I agree that gear resets are bad because they punish existing players, but I don't think Blizzard has made enough effort in really fixing the problem which lies in the interdependency of multiple levels of skill and maintaining the individuals ability to progress and be rewarded for it in a game that requires collective work.
The problem with all of this is not the catering to the noob/casual/M&S, it is the fact that progression has been taken completely out of the game. Nobody has to actually complete anything of difficulty in order to advance The way things are is akin to playing Super Mario Brothers and skipping the first 12 levels and going straight to the end boss. All the non raider has to do is cap his valor points for the week and he will get the gear good enough to enter the final tiers raiding. This causes a couple things to happen.
a. The people who actually did something, like clearing the previous tiers content, will be pissed (this is probably everyone reading this)
b. The M&S get more ammo in their retardation cannon. “U r bad cuz I is 391 and you is 370. noob).
c. The casual gets no, none, zero raiding experience which will make him absolutely useless
My proposal to fix this is as follows.
1. All content has a minimum gear level. This includes raids and heroic dungeons. With this you are forced to complete the previous tiers to gain the gear needed. So no more being carried by better players. You now have to work.
2. Change the Valor and Justice points back to the way it was back in WoTK. Each tier had its own set of gear point (ie, emblems of frost, emblems of valor, etc). so in order to get the next level of gear you have to farm the points in the appropriate raid/dungeon.
With those two changes I believe the progression will be brought back into the game and it would be a benefit for all involved. This will also KILL the M&S. In order for them to insult you they need to out gear you. In order for them to out gear you they will have to work for it. And since they are an M&S they won’t. The casual, on the other hand, will not be affected. The casual doesn’t care one way or another, so will happily do the gear runs he/she needs to progress if that is what he/she wants to do
You're spot on. But I would go a bit farther, and say that the fundamental problem with M&S is that they exist.
They will never amount to anything. They are mere cannon fodder in every aspect in the game. And more often than not a source of headache.
No M&S will ever acknowledge what they are. They refer to themselves as hardcore, elite, or casuals. It takes a better player/person to recognize the M&S.

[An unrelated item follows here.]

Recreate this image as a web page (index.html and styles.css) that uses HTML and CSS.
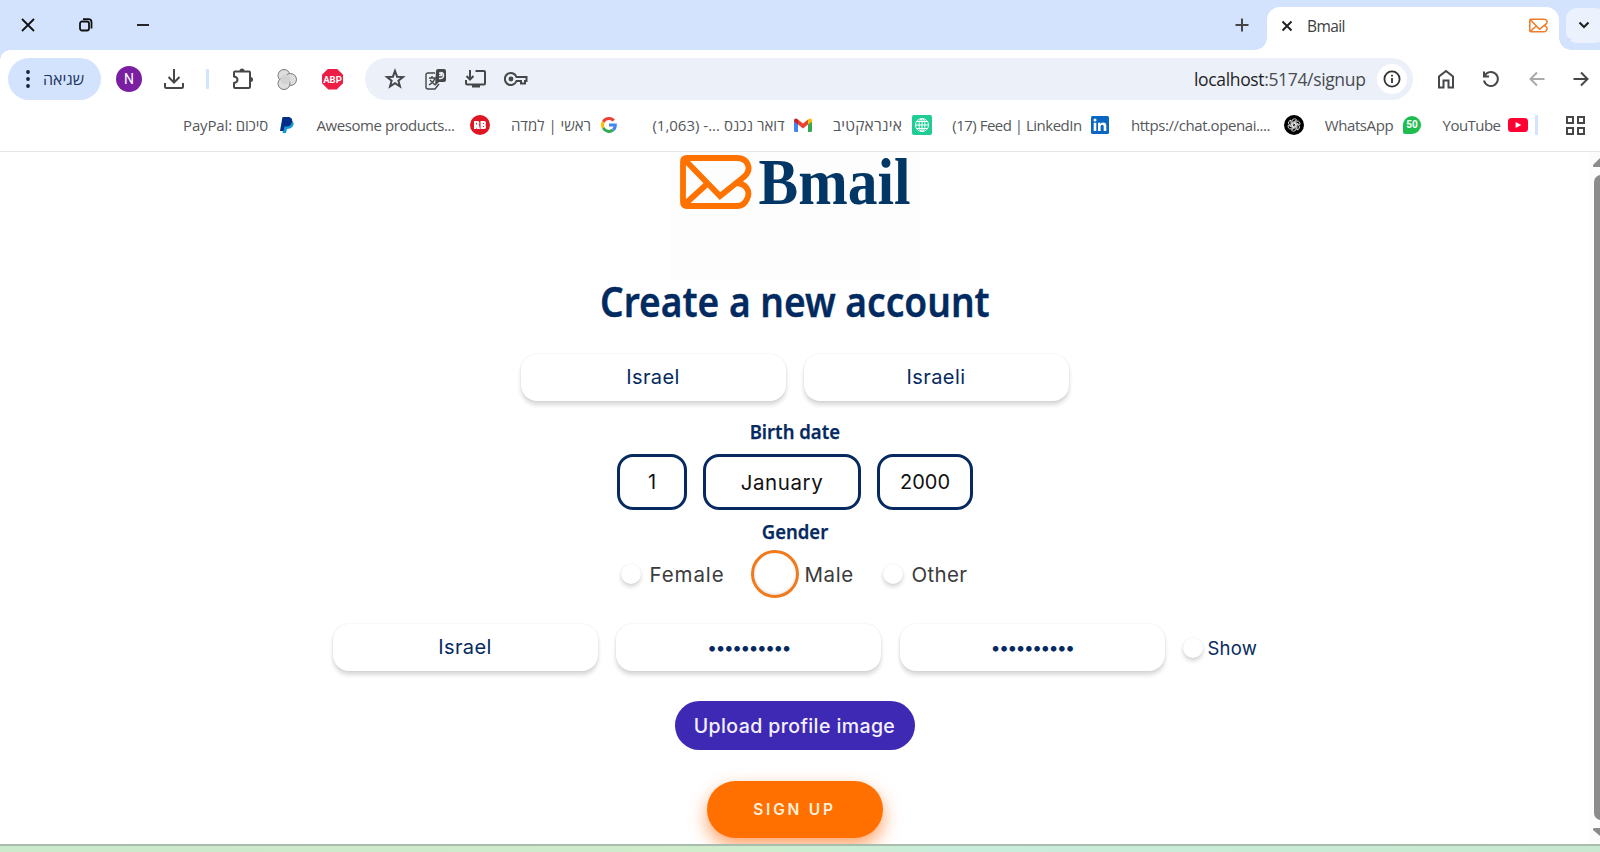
FILE: index.html
```html
<!DOCTYPE html>
<html lang="en">
<head>
<meta charset="utf-8">
<title>Bmail</title>
<link rel="stylesheet" href="styles.css">
</head>
<body>
<svg width="0" height="0" class="defs">
  <symbol id="mail" viewBox="0 0 72 54"><path d="M7 3H57C68 3 72 14 65 21L40 41L5 5M55 28C66 28 71 36 67 44Q64 51 57 51H7Q3 51 3 47V7Q3 3 7 3M4 50L27 29" fill="none" stroke="currentColor" stroke-width="5.8"/></symbol>
</svg>
<div class="browser">
  <header class="tabstrip">
    <svg class="win" width="16" height="16" viewBox="0 0 16 16"><path d="M2 2L14 14M14 2L2 14"/></svg>
    <svg class="win" width="16" height="16" viewBox="0 0 16 16"><rect x="2" y="4.500" width="9" height="9" rx="2"/><path d="M5 2.200H10.500Q13.500 2.200 13.500 5.200V11.500"/></svg>
    <svg class="win" width="16" height="16" viewBox="0 0 16 16"><path d="M2 8H14"/></svg>
    <svg class="newtab" width="14" height="14" viewBox="0 0 14 14"><path d="M7 .5V13.500M.5 7H13.500"/></svg>
    <div class="tab">
      <svg width="12" height="12" viewBox="0 0 12 12"><path d="M1.500 1.500L10.500 10.500M10.500 1.500L1.500 10.500"/></svg>
      <span class="tab-title">Bmail</span>
      <svg class="favicon" width="19" height="15"><use href="#mail"/></svg>
    </div>
    <div class="tab-search"><svg width="12" height="8" viewBox="0 0 12 8"><path d="M1.500 1.500L6 6L10.500 1.500"/></svg></div>
  </header>
  <div class="toolbar">
    <div class="error-pill"><svg width="4" height="20" viewBox="0 0 4 20"><circle cx="2" cy="3" r="1.900"/><circle cx="2" cy="10" r="1.900"/><circle cx="2" cy="17" r="1.900"/></svg><span>שגיאה</span></div>
    <div class="avatar">N</div>
    <svg class="ico download" width="22" height="22" viewBox="0 0 22 22"><path d="M11 1V14M5.500 9L11 14.500L16.500 9M2 15V18.500Q2 20 3.500 20H18.500Q20 20 20 18.500V15"/></svg>
    <i class="sep"></i>
    <svg class="ico puzzle" width="22" height="22" viewBox="0 0 22 22"><path d="M3 3.500H17Q18 3.500 18 4.500V18.500Q18 20 16.500 20H3Q2 20 2 19V15Q5.500 14.500 5.500 11.800Q5.500 9 2 8.500V4.500Q2 3.500 3 3.500Z"/><path class="solid" d="M7.500 3Q7.500 .5 10 .5T12.500 3ZM18.500 9Q21 9 21 11.500T18.500 14Z"/></svg>
    <svg class="rings" width="20" height="21" viewBox="0 0 20 21"><circle cx="7" cy="6.500" r="6"/><circle cx="13.500" cy="10.500" r="6"/><circle cx="7" cy="14.500" r="6"/><circle class="core" cx="8.500" cy="10.500" r="5"/></svg>
    <div class="abp">ABP</div>
    <div class="omnibox">
      <svg class="ico" width="22" height="22" viewBox="0 0 22 22"><path d="M11 3L13.100 8.700L19 9L14.400 12.700L16 18.500L11 15.200L6 18.500L7.600 12.700L3 9L8.900 8.700Z"/></svg>
      <svg class="ico" width="22" height="22" viewBox="0 0 22 22"><path class="thin" d="M10 5H3Q1 5 1 7V19Q1 21 3 21H10L14 16M4 10H11M7 8V10M10 10Q9 14 4 17M5 12L10 17"/><path class="solid" d="M11 3Q11 1 13 1H19Q21 1 21 3V12Q21 14 19 14H14L10 18Z"/><path class="cut" d="M14 7.500H16.500Q16.500 5 14 5M14 10.500Q18.500 11 18.500 7.500Q18.500 4.500 15.500 4.500"/></svg>
      <svg class="ico" width="22" height="22" viewBox="0 0 22 22"><path d="M10.500 3H19Q20 3 20 4V15.500Q20 16.500 19 16.500H2.500Q1 16.500 1 15V12M5 2V11M1.500 8L5 11.500L8.500 8M7 18.500H15"/></svg>
      <svg class="ico key" width="24" height="16" viewBox="0 0 24 16"><path d="M12.500 6A6 6 0 1 0 12.500 10H17V12.500H21V10H22.500V6Z"/><circle class="solid" cx="7" cy="8" r="2.400"/></svg>
      <span class="url"><b>localhost</b>:5174/signup</span>
      <span class="info"><svg width="18" height="18" viewBox="0 0 18 18"><circle cx="9" cy="9" r="7.600"/><path d="M9 8V13M9 4.700V6.500"/></svg></span>
    </div>
    <svg class="ico home" width="18" height="20" viewBox="0 0 18 20"><path d="M2 18.500V7.500L9 2L16 7.500V18.500H11.500V11.500H6.500V18.500Z"/></svg>
    <svg class="ico reload" width="18" height="18" viewBox="0 0 18 18"><path d="M2 1.500V6.500H7M2.500 6A7 7 0 1 1 2 10.500"/></svg>
    <svg class="ico back" width="16" height="16" viewBox="0 0 16 16"><path d="M15.500 8H2M8 1.500L1.500 8L8 14.500"/></svg>
    <svg class="ico fwd" width="16" height="16" viewBox="0 0 16 16"><path d="M.5 8H14M8 1.500L14.500 8L8 14.500"/></svg>
  </div>
  <nav class="bookmarks">
    <span class="bm b1"><span>PayPal: סיכום</span></span>
    <svg class="i1" width="14" height="16" viewBox="0 0 14 16"><path fill="#179bd7" d="M5 3H11Q15 5 13 9Q11 12 7 12L6 16H2.500Z"/><path fill="#002f86" d="M2.500 0H9Q13 1 12 5Q11 9.500 6.500 9.500H4.500L3.500 14H0Z"/></svg>
    <span class="bm b2"><span>Awesome products...</span></span>
    <svg class="i2" width="20" height="20" viewBox="0 0 20 20"><circle cx="10" cy="10" r="10" fill="#e01523"/><path fill="#fff" fill-rule="evenodd" d="M4 6H8Q10 6.500 9 10L10 14H7L6.300 12V14H4ZM10.500 6H15Q17 8 15.500 10Q17 14 14 14H10.500ZM6 8V9.500H7V8ZM13 8V9H14V8ZM13 11V12H14V11Z"/></svg>
    <span class="bm b3"><span>ראשי | למדה</span></span>
    <svg class="i3" width="16" height="16" viewBox="0 0 16 16" fill="none" stroke-width="3"><path stroke="#ea4335" d="M2.300 5A6.500 6.500 0 0 1 12.800 3.500"/><path stroke="#fbbc05" d="M2.300 5A6.500 6.500 0 0 0 2.300 11"/><path stroke="#34a853" d="M2.300 11A6.500 6.500 0 0 0 12 13"/><path stroke="#4285f4" d="M12 13Q14.300 11.500 14.300 8H8"/></svg>
    <span class="bm b4" dir="rtl"><span>דואר נכנס ...- (1,063)</span></span>
    <svg class="i4" width="18" height="14" viewBox="0 0 18 14"><path fill="#4285f4" d="M0 3L4 6V14H1.500Q0 14 0 12.500Z"/><path fill="#34a853" d="M14 6L18 3V12.500Q18 14 16.500 14H14Z"/><path fill="#ea4335" d="M4 1.500L9 5.500L14 1.500V6.500L9 10.500L4 6.500Z"/><path fill="#c5221f" d="M0 2.500Q.5-1 4 1.500V6.500L0 3.500Z"/><path fill="#fbbc04" d="M18 2.500Q17.500-1 14 1.500V6.500L18 3.500Z"/></svg>
    <span class="bm b5"><span>אינראקטיב</span></span>
    <svg class="i5" width="20" height="20" viewBox="0 0 20 20"><rect width="20" height="20" rx="2" fill="#1fcc93"/><g fill="none" stroke="#fff" stroke-width="1"><circle cx="10" cy="10" r="6.500"/><ellipse cx="10" cy="10" rx="3" ry="6.500"/><path d="M10 3.500V16.500M3.500 10H16.500M4.500 6.500H15.500M4.500 13.500H15.500"/></g></svg>
    <span class="bm b6"><span>(17) Feed | LinkedIn</span></span>
    <svg class="i6" width="18" height="18" viewBox="0 0 18 18"><rect width="18" height="18" rx="1.500" fill="#0a66c2"/><path fill="#fff" d="M2.700 6.800H5.300V15H2.700ZM7 6.800H9.500V8Q10.500 6.600 12.300 6.600Q15.300 6.600 15.300 10V15H12.700V10.600Q12.700 8.800 11.300 8.800Q9.600 8.800 9.600 10.600V15H7Z"/><circle cx="4" cy="4" r="1.500" fill="#fff"/></svg>
    <span class="bm b7"><span>https://chat.openai....</span></span>
    <svg class="i7" width="20" height="20" viewBox="0 0 20 20"><circle cx="10" cy="10" r="10" fill="#000"/><g fill="none" stroke="#fff" stroke-width=".8"><path id="petal" d="M8 10.800V6Q8.300 3.700 10.500 3.800Q12 4 12.700 5L8.800 7.300V10"/><use href="#petal" transform="rotate(60 10 10)"/><use href="#petal" transform="rotate(120 10 10)"/><use href="#petal" transform="rotate(180 10 10)"/><use href="#petal" transform="rotate(240 10 10)"/><use href="#petal" transform="rotate(300 10 10)"/></g></svg>
    <span class="bm b8"><span>WhatsApp</span></span>
    <span class="whats i8">50</span>
    <span class="bm b9"><span>YouTube</span></span>
    <svg class="i9" width="20" height="14" viewBox="0 0 21 14" preserveAspectRatio="none"><rect width="21" height="14" rx="3.500" fill="#ff0033"/><path fill="#fff" d="M8 4L14 7L8 10Z"/></svg>
    <i class="sep small"></i>
    <svg class="ico apps" width="19" height="19" viewBox="0 0 19 19"><path d="M1 1H7V7H1ZM12 1H18V7H12ZM1 12H7V18H1ZM12 12H18V18H12Z"/></svg>
  </nav>
  <div class="viewport">
    <main class="signup">
      <div class="logo">
        <svg class="brand" width="240" height="54" viewBox="0 0 240 54"><svg x="0" y="0" width="72" height="54" color="#ff7200"><use href="#mail"/></svg><text class="wordmark" x="78.500" y="49" textLength="152" lengthAdjust="spacingAndGlyphs">Bmail</text></svg>
      </div>
      <h1><span>Create a new account</span></h1>
      <div class="row names"><div class="field">Israel</div><div class="field">Israeli</div></div>
      <h2 class="birth"><span>Birth date</span></h2>
      <div class="row dates"><div class="select day">1</div><div class="select month">January</div><div class="select year">2000</div></div>
      <h2 class="gender"><span>Gender</span></h2>
      <div class="row radios">
        <i class="dot"></i><span class="opt female">Female</span>
        <i class="dot picked"></i><span class="opt male">Male</span>
        <i class="dot"></i><span class="opt other">Other</span>
      </div>
      <div class="row account">
        <div class="field">Israel</div>
        <div class="field secret">••••••••••</div>
        <div class="field secret">••••••••••</div>
        <i class="dot show-dot"></i><span class="show">Show</span>
      </div>
      <div class="upload">Upload profile image</div>
      <div class="submit">SIGN UP</div>
    </main>
    <aside class="scroll">
      <svg width="12" height="9" viewBox="0 0 12 9"><path d="M0 7Q-1 9 2 9H12V0H7Z"/></svg>
      <i class="thumb"></i>
      <svg width="12" height="8" viewBox="0 0 12 8"><path d="M0 2Q-1 0 2 0H12V8H7Z"/></svg>
    </aside>
  </div>
  <footer class="strip"></footer>
</div>
</body>
</html>
```
FILE: styles.css
```css
* { box-sizing: border-box; }
body { margin: 0; background: #fff; font-family: "Open Sans", "Noto Sans", "Liberation Sans", sans-serif; color: #3c4043; }
svg { display: block; flex: none; }
.defs { position: absolute; }
.browser { width: 1600px; height: 852px; overflow: hidden; display: flex; flex-direction: column; background: #fff; }

/* Tab strip */
.tabstrip { height: 50px; flex: none; background: #d3e2fd; display: flex; align-items: center; padding-left: 20px; }
.win { fill: none; stroke: #111; stroke-width: 1.8; margin: -1px 41.5px 0 0; }
.newtab { fill: none; stroke: #444; stroke-width: 2; margin-left: 1042px; }
.tab { width: 292px; height: 43px; flex: none; margin: 7px 0 0 18.5px; background: #fff; border-radius: 13px 13px 0 0; display: flex; align-items: center; padding: 0 11px 6px 14px; position: relative; }
.tab::before, .tab::after { content: ""; position: absolute; bottom: 0; width: 12px; height: 12px; }
.tab::before { left: -12px; background: radial-gradient(circle at 0 0, #d3e2fd 11.5px, #fff 12px); }
.tab::after { right: -12px; background: radial-gradient(circle at 100% 0, #d3e2fd 11.5px, #fff 12px); }
.tab svg { fill: none; stroke: #222; stroke-width: 2; }
.tab-title { font-size: 15.5px; letter-spacing: -.6px; margin-left: 14px; margin-top: 1px; }
.tab .favicon { margin-left: auto; color: #ef7d2b; stroke: none; }
.tab-search { width: 40px; height: 35px; margin-left: 7px; border-radius: 11px; background: #ebf1fd; display: flex; align-items: center; padding-left: 12px; flex: none; }
.tab-search svg { fill: none; stroke: #222; stroke-width: 2.2; }

/* Toolbar */
.toolbar { height: 58px; flex: none; display: flex; align-items: center; padding-left: 8px; }
.toolbar::before { content: ""; position: absolute; left: 0; top: 50px; width: 10px; height: 10px; background: radial-gradient(circle at 100% 100%, #fff 9.5px, #d3e2fd 10px); }
.error-pill { width: 93px; height: 42px; border-radius: 21px; background: #d3e2fd; display: flex; align-items: center; padding-left: 18px; gap: 13px; color: #1c355e; font-size: 16px; flex: none; }
.error-pill svg { fill: #14233c; }
.avatar { width: 26px; height: 26px; margin-left: 15px; border-radius: 50%; background: #7b1fa2; color: #fff; font: 14px/26px Roboto, sans-serif; text-align: center; flex: none; }
.ico { fill: none; stroke: #454749; stroke-width: 2; }
.ico .solid { fill: #454749; stroke: none; }
.ico .thin { stroke-width: 1.4; }
.ico .cut { stroke: #eef2fa; stroke-width: 1.5; }
.download { margin-left: 21px; }
.sep { width: 3px; height: 20px; background: #d3e2fd; border-radius: 1px; margin-left: 21px; flex: none; }
.puzzle { margin-left: 23px; }
.rings { margin-left: 23px; fill: #dedede; stroke: #777; stroke-width: 1; }
.rings .core { stroke: none; fill: #d2d2d2; }
.abp { width: 21px; height: 21px; margin-left: 25px; background: #ed1e45; color: #fff; font: bold 9.5px/21px Roboto, sans-serif; text-align: center; clip-path: polygon(30% 0, 70% 0, 100% 30%, 100% 70%, 70% 100%, 30% 100%, 0 70%, 0 30%); flex: none; }
.omnibox { width: 1048px; height: 42px; margin-left: 22px; border-radius: 21px; background: #ecf0f9; display: flex; align-items: center; gap: 18.5px; padding: 0 6px 0 19px; flex: none; }
.key { margin-left: -2px; }
.url { margin-left: auto; font-size: 17.5px; white-space: nowrap; color: #494b4e; letter-spacing: -.35px; }
.url b { font-weight: 400; color: #1f1f1f; }
.info { width: 30px; height: 30px; margin-left: -7px; border-radius: 50%; background: #fff; display: flex; align-items: center; justify-content: center; }
.info svg { fill: none; stroke: #333; stroke-width: 1.8; }
.home { margin-left: 24px; }
.reload { margin-left: 27px; }
.back { margin-left: 29px; stroke: #aaa; }
.fwd { margin-left: 28px; }

/* Bookmarks */
.bookmarks { height: 44px; flex: none; display: flex; align-items: center; border-bottom: 1px solid #e6e6e8; padding: 0 0 9px 182px; }
.bookmarks > * { flex: none; }
.bm { font-size: 15px; white-space: nowrap; color: #55585b; display: flex; justify-content: center; letter-spacing: -.42px; }
.b1 { width: 87px; letter-spacing: -.15px; } .i1 { margin-left: 11px; }
.b2 { width: 139px; margin-left: 22px; } .i2 { margin-left: 15px; }
.b3 { width: 80px; margin-left: 21px; letter-spacing: 0; } .i3 { margin-left: 10px; }
.b4 { width: 135px; margin-left: 34px; letter-spacing: 0; } .i4 { margin-left: 8px; }
.b5 { width: 71px; margin-left: 20px; font-size: 15.5px; letter-spacing: .2px; } .i5 { margin-left: 9px; }
.b6 { width: 130px; margin-left: 20px; letter-spacing: -.5px; } .i6 { margin-left: 9px; }
.b7 { width: 141px; margin-left: 21px; } .i7 { margin-left: 13px; }
.b8 { width: 70px; margin-left: 20px; } .i8 { margin-left: 9px; }
.b9 { width: 59px; margin-left: 21px; letter-spacing: -.55px; } .i9 { margin-left: 7px; }
.whats { width: 18px; height: 18px; border-radius: 9px 9px 9px 2px; background: #1fbd50; color: #fff; font: bold 10px/18px Roboto, sans-serif; text-align: center; }
.sep.small { margin-left: 7px; }
.apps { margin-left: 28px; }

/* Page */
.viewport { height: 692px; flex: none; display: flex; background: #fff; }
.signup { width: 1589px; flex: none; display: flex; flex-direction: column; align-items: center; color: #062a5f; font-family: Inter, sans-serif; }
.logo { width: 250px; height: 129px; padding: 2.5px 0 0 10.5px; background: #fdfdfd; flex: none; }
.brand { overflow: visible; }
.wordmark { font: bold 65px "Liberation Serif", serif; fill: #023765; }
h1, h2 { margin: 0; font-family: "Noto Sans", sans-serif; white-space: nowrap; flex: none; }
h1 { height: 73px; font-size: 41.5px; font-weight: 600; line-height: 40px; color: #002a60; -webkit-text-stroke: .4px #002a60; }
h1 span { display: block; transform: scaleX(.894); }
.row { display: flex; align-items: center; justify-content: center; flex: none; }
.field { width: 265px; height: 47px; border-radius: 16px; display: flex; align-items: center; justify-content: center; font-size: 20px; background: #fff; box-shadow: 0 4px 4px rgba(0,0,0,.15), 0 0 2px rgba(0,0,0,.1); flex: none; letter-spacing: .4px; padding-bottom: 1px; }
.names { gap: 18px; height: 47px; }
h2 { font-size: 20px; font-weight: 600; line-height: 24px; -webkit-text-stroke: .25px #062a5f; }
h2 span { display: block; transform: scaleX(.925); }
.birth { margin-top: 19px; }
.dates { gap: 16px; margin-top: 10px; color: #111; padding-left: 1px; }
.select { height: 56px; border: 3px solid #062a5f; border-radius: 16px; display: flex; align-items: center; justify-content: center; font-size: 20px; }
.day { width: 70px; } .month { width: 158px; font-size: 20.5px; letter-spacing: .6px; } .year { width: 96px; }
.gender { margin-top: 10px; }
.radios { height: 48px; margin-top: 6px; color: #3b3b3b; font-size: 20.5px; }
.dot { width: 20px; height: 20px; border-radius: 50%; background: #fff; box-shadow: 0 3px 4px rgba(0,0,0,.16), 0 0 2px rgba(0,0,0,.08); flex: none; }
.picked { width: 48px; height: 48px; border: 3px solid #f07a1c; box-shadow: inset 0 -1px 3px rgba(0,0,0,.14); }
.opt { white-space: nowrap; letter-spacing: .3px; }
.female { width: 75px; margin: 0 26px 0 9px; letter-spacing: .9px; }
.male { width: 49px; margin: 0 29px 0 6px; letter-spacing: .6px; }
.other { width: 57px; margin-left: 9px; }
.account { gap: 18.5px; margin-top: 26px; height: 47px; }
.secret { font-size: 18px; letter-spacing: -1.85px; padding-bottom: 0; }
.show { width: 49px; margin-left: -14px; font-size: 18.5px; letter-spacing: .2px; }
.upload { width: 240px; height: 49px; margin-top: 30px; border-radius: 25px; background: #3e29b5; color: #f4f1ff; display: flex; align-items: center; justify-content: center; font-size: 19.5px; font-weight: 500; letter-spacing: .4px; white-space: nowrap; flex: none; }
.submit { width: 176px; height: 57px; margin-top: 31px; border-radius: 29px; background: #ff7000; color: #fff0dc; display: flex; align-items: center; justify-content: center; font: 600 15.5px Inter, sans-serif; letter-spacing: 2.8px; box-shadow: 0 8px 18px rgba(255,100,0,.6); flex: none; }
.scroll { width: 11px; flex: none; background: #fcfcfc; overflow: hidden; padding: 6px 0 0 4px; fill: #8b8b8b; }
.thumb { display: block; width: 15px; height: 645px; margin: 8px 0 8px 1px; border-radius: 7px; background: #8b8b8b; }
.strip { height: 8px; flex: none; border-top: 2px solid #a9bdae; background: linear-gradient(90deg, #cbe9cb 0, #cfedcb 45%, #c9eddc 60%, #c8e9cf 100%); }
```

What separates M&S from casuals, is that a casual can always spend more time, learn more, and improve. A M&S will never be anything but M&S, because they are either too dumb or too lazy. All they are truly good at is whining. Crying out to the heavens how unfair the world is, to not reward them with the best obtainable items even though they are too dumb or lazy to ever actually beat the encounters themselves. They feel they are entitled to it based solely on them being paying customers.
Which is of course yet another proof of how retarded these people really are. If I join a race with my car, I don't believe I'm entitled to win simply because I paid a fee to join. I don't expect to win the lottery simply because I paid for the ticket.
M&S who calls themselves "casuals", want the best gear and rewards. And they blame their not having it on external factors, like class imbalance, not good enough gear yet, or not enough time. They are unable to acknowledge responsiblity.
A casual wouldn't mind having the best gear, but sees no point or need for pursuing it. The casual is happy as long as they can perform well in whatever content they have chosen to spend their time on. This also applies to hardcore players, but unlike casuals, hardcores are willing to invest the time and effort needed for the top level content. But the basic approach is the same. They have both chosen their own level of involvement, and are both happy with it.
But only M&S are dumb enough to whine over not getting rewards only needed to progress in content inaccessible to them or beyond their mental capacity of understanding.
Which of course boils down to that the reset system caters to the M&S. It doesn't really do anything for them, but in their minds, it does.
Because the only thing which separates a gear reset from a new raid tier, is the illusion that "everybody is equal" for a while. "A fresh start". When we all have the same gear, we can all join in the same content, right? Because all that was holding them back was the lack of gear...? Wrong. There is no substitute for skill, and never has been. Only the unskilled will blame their lack of progress on anything but their skill. The dumb are too dumb to recognize stupidity.
A reset means absolutely nothing to a casual or hardcore raider. It simply means more time have to be spend. But it doesn't change their role or status in the game. It doesn't give them access to new content. It doesn't do anything for them that they wouldn't have done for themselves anyway. Only the M&S think that a gear reset actually does something else than make you spend more time.
For me gear resets are a complete non-issue. I really can't see how they affect me at all. I'm a casual, by the way. I don't compete in any top level content of any kind whatsoever, nor do I have any desire to. I do some random heroics or battlegrounds now and then, with no progress in mind. Mostly I just play the gold game. And the addon development game.
Works for me. I suppose I've always been a casual, even when I was raiding hardcore. It was never about the actual gear/achievements for me, and more about the social enjoyment of being in a tight knit team with solid goals to work on.
"This is a thing forgotten. Very few TBC GMs still play, making the TBC days a rosy past for everyone who didn't know what was what."
Andru, I may assure you are 100% right! People don't understand it because they were never really raiding in TBC. I remeber those social dramas very well.
This just shows players who make a lot of comments about how raiding is wrong today never tried to actually raid or organize anything.
I kinda chucky at all the M&S bashing. Do you realize that WOW probably would be just a token of what it is without them? They are the ones paying the majority of the cost.
Lars wants them to disappear or 'not exist'. If that was the case where would Blizz get their billion dollars a year from? Sounds like most of you want to cut off your nose to spite your face.